I am reading lines from a file and each line contains a unix command(mv,cp etc).
#include<stdlib.h>
#include<stdio.h>
#include<string.h>
#include <unistd.h>
int main ( int argc, char *argv[] )
{ pid_t pid;
pid_t child_pid;
int child_status;
char *token;
FILE *fp;
fp = fopen(argv[1],"r");
int i,j,ctr,rc_wait;
if( fp == NULL){
perror("An error has occurred\n");
exit(1);
}
char buff[100];
while(fgets(buff, sizeof(buff), fp)){
child_pid=fork();
if(child_pid<0){
printf("\nfork failed, error");
exit(0);
}
else if(child_pid==0){
//printf("\nString value = %s", buff);
token = strtok(buff, " \t");
execvp(token,buff);
}
else{
rc_wait = wait(NULL);
continue;
}
}
}
return 0;
}
input file has been provided as an argument to the program and the input contains below as example:
cp temp1/f1.txt temp2/
mv temp1/f2.c temp2/
cp temp1/f3.txt temp2/
cp temp1/f4.txt temp2/
cp temp1/f5.txt temp2/
cp temp1/f6.txt temp2/
mv temp1/f7.c temp1/f8.c
mv temp1/f9.c temp2/
cp temp1/f1.txt temp1/f1a.txt
You're misusing strtok
and execvp
. The former mutates the input string as you call it, so after it has run once, it's split up buff
by a NUL
(token
and buff
actually refer to the same address after the first call, though token
would change after additional tokenization).

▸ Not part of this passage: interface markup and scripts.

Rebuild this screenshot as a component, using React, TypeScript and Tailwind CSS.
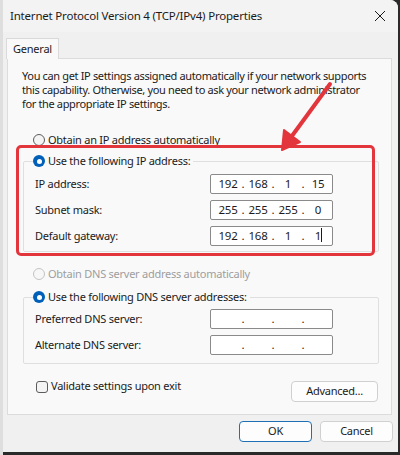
import React from "react";

const font = { fontFamily: '"Noto Sans", "Open Sans", Arial, sans-serif' };

const Radio = ({ checked = false, disabled = false }: { checked?: boolean; disabled?: boolean }) => {
  if (checked) {
    return (
      <span className="w-[12px] h-[12px] rounded-full bg-[#005fb8] flex items-center justify-center shrink-0">
        <span className="w-[5px] h-[5px] rounded-full bg-white" />
      </span>
    );
  }
  return (
    <span
      className={`w-[12px] h-[12px] rounded-full border shrink-0 ${
        disabled ? "border-[#c4c4c4] bg-[#f7f7f7]" : "border-[#5c5c5c] bg-[#f4f4f4]"
      }`}
    />
  );
};

const IpBox = ({ parts, caret = false }: { parts: string[]; caret?: boolean }) => (
  <div className="w-[123px] h-[20px] bg-white border border-[#8a8a8a] rounded-[2px] flex items-center pl-[5px] text-[11.5px] text-[#1b1b1b]">
    {parts.map((p, i) => (
      <React.Fragment key={i}>
        <span className="w-[24px] text-center relative">
          {p}
          {caret && i === 3 && <span className="absolute top-[1px] left-[15px] w-[1px] h-[14px] bg-[#1b1b1b]" />}
        </span>
        {i < 3 && <span className="w-[6px] text-center">.</span>}
      </React.Fragment>
    ))}
  </div>
);

const Row = ({ label, parts, caret }: { label: string; parts: string[]; caret?: boolean }) => (
  <div className="flex items-center justify-between h-[20px]">
    <span className="pl-[1px]">{label}</span>
    <div className="mr-[45px]">
      <IpBox parts={parts} caret={caret} />
    </div>
  </div>
);

export default function App() {
  return (
    <div className="w-[400px] h-[455px] bg-[#2a2a2a] relative overflow-hidden" style={font}>
      <div className="absolute left-0 top-0 w-[3px] h-[455px] bg-[#dedede]" />
      <div className="ml-[2px] w-[396px] h-[452px] bg-[#f0f0f0] rounded-tr-[8px] text-[11px] tracking-[-0.25px] text-[#1b1b1b] flex flex-col">
        {/* title bar */}
        <div className="h-[32px] flex items-center justify-between pl-[8px] pr-[10px] bg-[#f3f3f3] rounded-tr-[8px]">
          <span className="text-[11.5px] tracking-[-0.2px]">Internet Protocol Version 4 (TCP/IPv4) Properties</span>
          <svg width="12" height="12" viewBox="0 0 12 12" className="mr-[2px]">
            <path d="M1 1 L11 11 M11 1 L1 11" stroke="#1b1b1b" strokeWidth="1" />
          </svg>
        </div>

        {/* tab */}
        <div className="pl-[4px] mt-[6px] flex">
          <div className="w-[53px] h-[21px] bg-[#f9f9f9] border border-b-0 border-[#d9d9d9] flex items-center justify-center relative z-10 -mb-[1px]">
            General
          </div>
        </div>

        {/* panel */}
        <div className="ml-[5px] w-[385px] h-[357px] bg-[#f9f9f9] border border-[#dcdcdc] relative">
          <div className="pl-[14px] pt-[10px] leading-[14px] tracking-[-0.35px]">
            <p>You can get IP settings assigned automatically if your network supports</p>
            <p>this capability. Otherwise, you need to ask your network administrator</p>
            <p>for the appropriate IP settings.</p>
          </div>

          <div className="flex items-center gap-[3px] pl-[25px] mt-[22px] h-[14px]">
            <Radio />
            <span>Obtain an IP address automatically</span>
          </div>

          <fieldset className="ml-[15px] w-[356px] mt-[7px] border border-[#dfdfdf] pl-[10px] pb-[5px] rounded-[2px]">
            <legend className="flex items-center gap-[3px] pr-[3px] -ml-[1px] h-[14px]">
              <Radio checked />
              <span>Use the following IP address:</span>
            </legend>
            <div className="flex flex-col gap-[6px] mt-[6px]">
              <Row label="IP address:" parts={["192", "168", "1", "15"]} />
              <Row label="Subnet mask:" parts={["255", "255", "255", "0"]} />
              <Row label="Default gateway:" parts={["192", "168", "1", "1"]} caret />
            </div>
          </fieldset>

          <div className="flex items-center gap-[3px] pl-[25px] mt-[15px] h-[14px] text-[#9e9e9e]">
            <Radio disabled />
            <span>Obtain DNS server address automatically</span>
          </div>

          <fieldset className="ml-[15px] w-[356px] mt-[9px] border border-[#dfdfdf] pl-[10px] pb-[8px] rounded-[2px]">
            <legend className="flex items-center gap-[3px] pr-[3px] -ml-[1px] h-[14px]">
              <Radio checked />
              <span>Use the following DNS server addresses:</span>
            </legend>
            <div className="flex flex-col gap-[6px] mt-[5px]">
              <Row label="Preferred DNS server:" parts={["", "", "", ""]} />
              <Row label="Alternate DNS server:" parts={["", "", "", ""]} />
            </div>
          </fieldset>

          <div className="flex items-center justify-between mt-[17px] pl-[28px] pr-[13px]">
            <div className="flex items-center gap-[3px] -mt-[10px]">
              <span className="w-[12px] h-[12px] border border-[#5c5c5c] rounded-[3px] bg-[#f4f4f4]" />
              <span>Validate settings upon exit</span>
            </div>
            <button className="w-[87px] h-[21px] bg-[#fdfdfd] border border-[#d0d0d0] rounded-[4px] text-[11px]">
              Advanced...
            </button>
          </div>

          {/* red highlight */}
          <div className="absolute left-[8px] top-[86px] w-[359px] h-[111px] border-[3px] border-[#e2363c] rounded-[5px] pointer-events-none" />
        </div>

        {/* buttons */}
        <div className="flex justify-end gap-[8px] pr-[5px] mt-[6px]">
          <button className="w-[73px] h-[21px] bg-[#fdfdfd] border border-[#1f6fb5] rounded-[4px] text-[11px]">OK</button>
          <button className="w-[73px] h-[21px] bg-[#fdfdfd] border border-[#d0d0d0] rounded-[4px] text-[11px]">Cancel</button>
        </div>
      </div>

      {/* arrow */}
      <svg className="absolute left-0 top-0 pointer-events-none" width="400" height="455">
        <line x1="330" y1="84" x2="289" y2="140" stroke="#e2363c" strokeWidth="4" strokeLinecap="round" />
        <path d="M282 150 L284 130 L300 142 Z" fill="#e2363c" stroke="#e2363c" strokeWidth="2" strokeLinejoin="round" />
      </svg>
    </div>
  );
}
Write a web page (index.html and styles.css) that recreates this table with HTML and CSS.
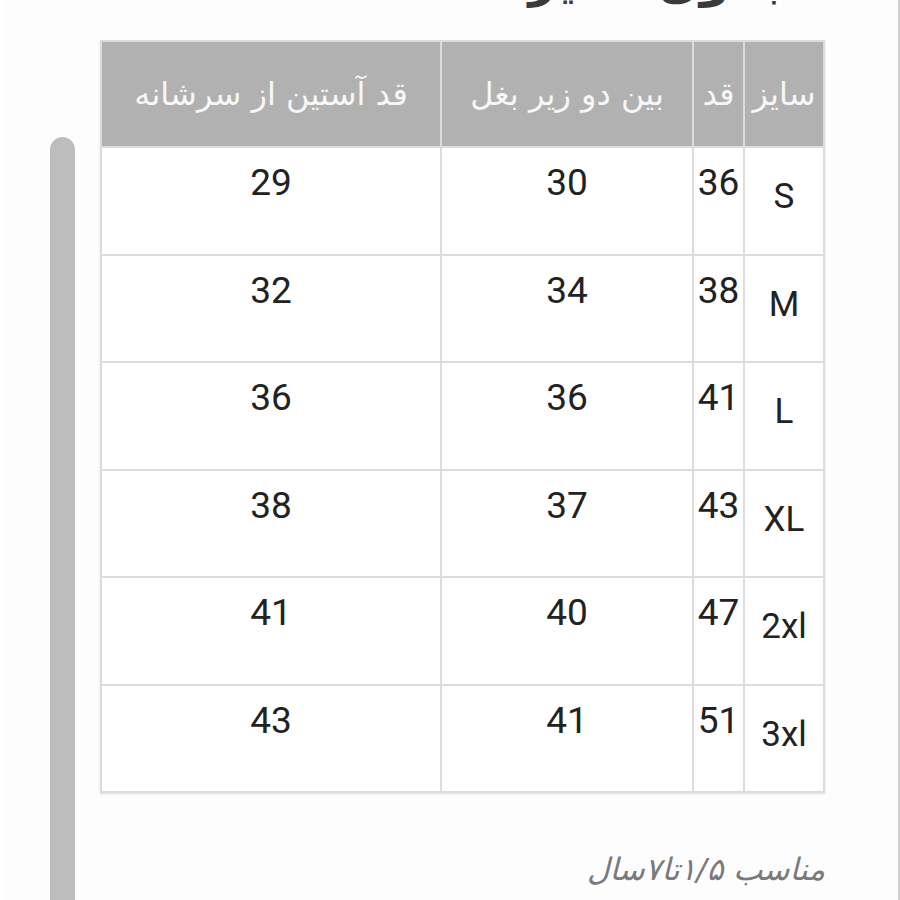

You can only use strtok
to fully parse the input if you make copies of each result as it's generated (e.g. via strdup
if you can rely on modern POSIX standards), because only the most recently returned pointer is ever valid.
Your execvp
usage is also wrong; the second argument to execvp
is an array of C-style strings, char*
s (the array itself being terminated with a NULL
pointer). You passed it a plain array of char
(one string, not an array of them).
Please read the man
pages for both APIs; you're so far off the mark it's clear you're just guessing at how they work.